> [Written problem] Only the lines from the top of the listing below to the line that has "import React from" should be echoed, with both ends kept and pictures left out.

> [Material for the task]
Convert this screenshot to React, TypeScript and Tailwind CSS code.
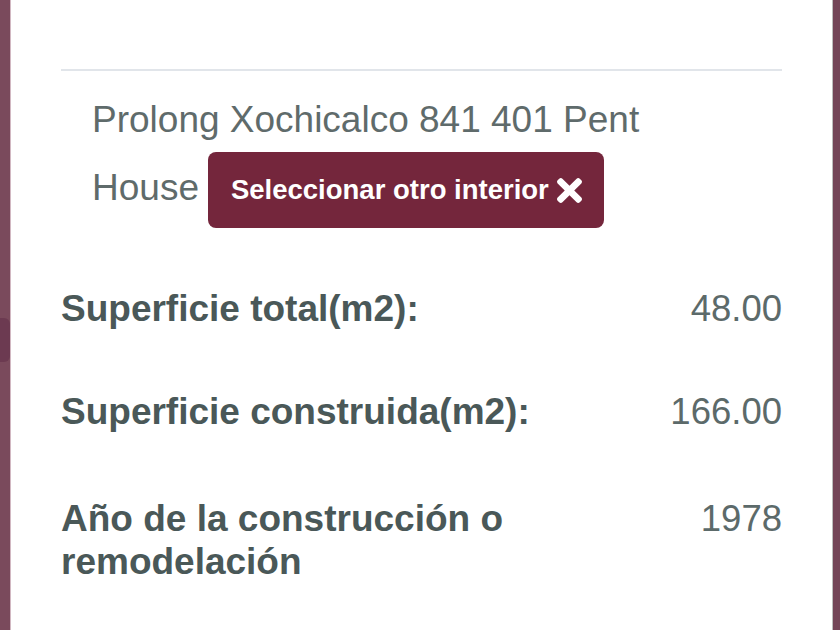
import React from "react";

function TimesIcon() {
  return (
    <svg viewBox="0 80 352 352" width="25" height="25" fill="currentColor" aria-hidden="true">
      <path d="M242.72 256l100.07-100.07c12.28-12.28 12.28-32.19 0-44.48l-22.24-22.24c-12.28-12.28-32.19-12.28-44.48 0L176 189.28 75.93 89.21c-12.28-12.28-32.19-12.28-44.48 0L9.21 111.45c-12.28 12.28-12.28 32.19 0 44.48L109.28 256 9.21 356.07c-12.28 12.28-12.28 32.19 0 44.48l22.24 22.24c12.28 12.28 32.2 12.28 44.48 0L176 322.72l100.07 100.07c12.28 12.28 32.2 12.28 44.48 0l22.24-22.24c12.28-12.28 12.28-32.19 0-44.48L242.72 256z" />
    </svg>
  );
}

function Row({ label, value, className }: { label: React.ReactNode; value: string; className: string }) {
  return (
    <div className={"flex items-start " + className}>
      <div className="w-[500px] text-[37px] leading-[43px] font-bold text-[#4a5858]">{label}</div>
      <div className="flex-1 text-right text-[36.5px] leading-[43px] text-[#5c6a6a]">{value}</div>
    </div>
  );
}

export default function App() {
  return (
    <div className="w-[840px] h-[630px] flex overflow-hidden font-['Liberation_Sans',Arial,sans-serif] bg-white">
      <div className="w-[10px] h-full bg-[#7a4a5c] relative overflow-hidden">
        <div className="absolute left-0 top-[318px] w-[10px] h-[44px] bg-[#62304a] rounded-r-[6px] opacity-60" />
      </div>
      <div className="w-[1px] h-full bg-[#d2b8c2]" />
      <div className="flex-1 h-full bg-white pl-[50px] pr-[50px] pt-[69px]">
        <div className="h-[2px] bg-[#e1e5ea]" />
        <div className="pl-[31px] mt-[28px] text-[37px] text-[#5f6b6b]">
          <div className="leading-[41px] whitespace-nowrap">Prolong Xochicalco 841 401 Pent</div>
          <div className="flex items-center mt-[12px]">
            <span className="leading-[41px] pb-[5px]">House</span>
            <button className="ml-[9px] h-[76px] flex items-center gap-[8px] pl-[23px] pr-[22px] rounded-[8px] bg-[#74263c] text-white text-[27.5px] font-bold leading-none">
              <span>Seleccionar otro interior</span>
              <TimesIcon />
            </button>
          </div>
        </div>
        <Row className="mt-[59px]" label="Superficie total(m2):" value="48.00" />
        <Row className="mt-[60px]" label="Superficie construida(m2):" value="166.00" />
        <Row
          className="mt-[64px]"
          label={
            <>
              Año de la construcción o
              <br />
              remodelación
            </>
          }
          value="1978"
        />
      </div>
      <div className="w-[1px] h-full bg-[#bdbdbd]" />
      <div className="w-[7px] h-full bg-[#744558]" />
    </div>
  );
}
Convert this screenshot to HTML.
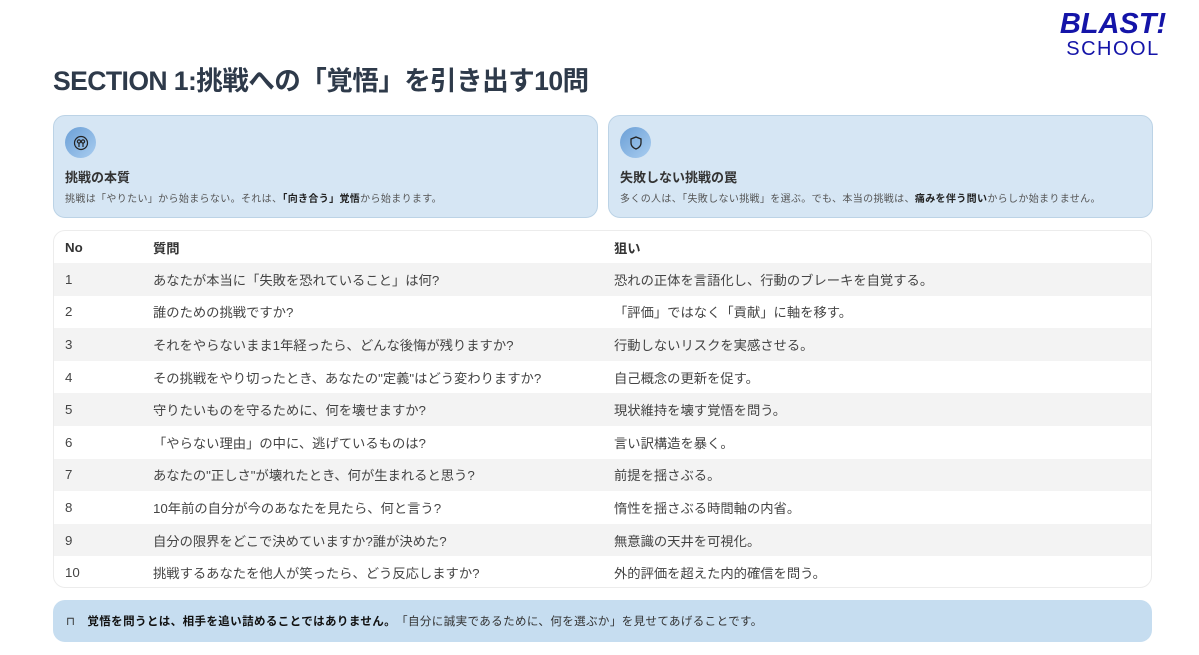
<!DOCTYPE html>
<html><head><meta charset="utf-8"><style>
*{margin:0;padding:0;box-sizing:border-box}
body{width:1199px;height:655px;background:#fff;font-family:"Liberation Sans","Noto Sans CJK JP",sans-serif;color:#333;position:relative;overflow:hidden}
.logo{position:absolute;left:1058px;top:10px;width:110px;text-align:center;color:#1414a8;line-height:1}
.logo .b{font-size:29px;font-weight:900;font-style:italic}
.logo .s{font-size:20px;letter-spacing:1.5px;margin-top:0px}
h1{position:absolute;left:53px;top:59px;font-size:26.6px;font-weight:700;color:#2e3a4a;letter-spacing:-0.6px;white-space:nowrap}
.card{position:absolute;top:115px;height:103px;width:545px;background:#d6e6f4;border:1px solid #bcd3e6;border-radius:12px}
.ic{position:absolute;left:11px;top:11px;width:31px;height:31px;border-radius:50%;background:linear-gradient(135deg,#6b9fd6,#a9cdf0);display:flex;align-items:center;justify-content:center}
.ct{position:absolute;left:11px;top:51px;font-size:13px;font-weight:700;color:#333}
.cd{position:absolute;left:11px;top:74px;font-size:10px;color:#555;white-space:nowrap;letter-spacing:0.35px}
.cd b{color:#222}
.tbl{position:absolute;left:53px;top:230px;width:1099px;height:358px;border:1px solid #ececec;border-radius:12px;overflow:hidden}
.r{height:32.6px;display:flex;align-items:center;font-size:13.3px;color:#444;position:relative}
.r:nth-child(even){background:#f3f3f3}
.r span{position:absolute}
.r .a{left:11px}.r .q{left:99px}.r .g{left:560px}
.h{font-weight:700;color:#333;height:32px}
.ban{position:absolute;left:53px;top:600px;width:1099px;height:42px;background:#c6ddf0;border-radius:12px;font-size:11.5px;display:flex;align-items:center;padding-left:13px;color:#333;white-space:nowrap;letter-spacing:0.4px}
.ban b{color:#111;margin-left:12px}
</style></head><body>
<div class="logo"><div class="b">BLAST!</div><div class="s">SCHOOL</div></div>
<h1>SECTION 1:挑戦への「覚悟」を引き出す10問</h1>
<div class="card" style="left:53px"><div class="ic"><svg width="16" height="16" viewBox="0 0 16 16" fill="none" stroke="#222" stroke-width="1.2"><circle cx="8" cy="8" r="6.5"/><circle cx="6" cy="6.5" r="1.6"/><circle cx="10" cy="6.5" r="1.6"/><path d="M6 8v4M10 8v4"/></svg></div><div class="ct">挑戦の本質</div><div class="cd">挑戦は「やりたい」から始まらない。それは、<b>「向き合う」覚悟</b>から始まります。</div></div>
<div class="card" style="left:608px;width:545px"><div class="ic"><svg width="16" height="16" viewBox="0 0 16 16" fill="none" stroke="#222" stroke-width="1.3"><path d="M8 2l5 2v4c0 3-2.5 5-5 6-2.5-1-5-3-5-6V4z"/></svg></div><div class="ct">失敗しない挑戦の罠</div><div class="cd">多くの人は、「失敗しない挑戦」を選ぶ。でも、本当の挑戦は、<b>痛みを伴う問い</b>からしか始まりません。</div></div>
<div class="tbl">
<div class="r h"><span class="a">No</span><span class="q">質問</span><span class="g">狙い</span></div>
<div class="r"><span class="a">1</span><span class="q">あなたが本当に「失敗を恐れていること」は何?</span><span class="g">恐れの正体を言語化し、行動のブレーキを自覚する。</span></div>
<div class="r"><span class="a">2</span><span class="q">誰のための挑戦ですか?</span><span class="g">「評価」ではなく「貢献」に軸を移す。</span></div>
<div class="r"><span class="a">3</span><span class="q">それをやらないまま1年経ったら、どんな後悔が残りますか?</span><span class="g">行動しないリスクを実感させる。</span></div>
<div class="r"><span class="a">4</span><span class="q">その挑戦をやり切ったとき、あなたの"定義"はどう変わりますか?</span><span class="g">自己概念の更新を促す。</span></div>
<div class="r"><span class="a">5</span><span class="q">守りたいものを守るために、何を壊せますか?</span><span class="g">現状維持を壊す覚悟を問う。</span></div>
<div class="r"><span class="a">6</span><span class="q">「やらない理由」の中に、逃げているものは?</span><span class="g">言い訳構造を暴く。</span></div>
<div class="r"><span class="a">7</span><span class="q">あなたの"正しさ"が壊れたとき、何が生まれると思う?</span><span class="g">前提を揺さぶる。</span></div>
<div class="r"><span class="a">8</span><span class="q">10年前の自分が今のあなたを見たら、何と言う?</span><span class="g">惰性を揺さぶる時間軸の内省。</span></div>
<div class="r"><span class="a">9</span><span class="q">自分の限界をどこで決めていますか?誰が決めた?</span><span class="g">無意識の天井を可視化。</span></div>
<div class="r"><span class="a">10</span><span class="q">挑戦するあなたを他人が笑ったら、どう反応しますか?</span><span class="g">外的評価を超えた内的確信を問う。</span></div>
</div>
<div class="ban">⊓<b>覚悟を問うとは、相手を追い詰めることではありません。</b>「自分に誠実であるために、何を選ぶか」を見せてあげることです。</div>
</body></html>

> [Solved problem]
Convert this screenshot to React, TypeScript and Tailwind CSS code.
import React from "react";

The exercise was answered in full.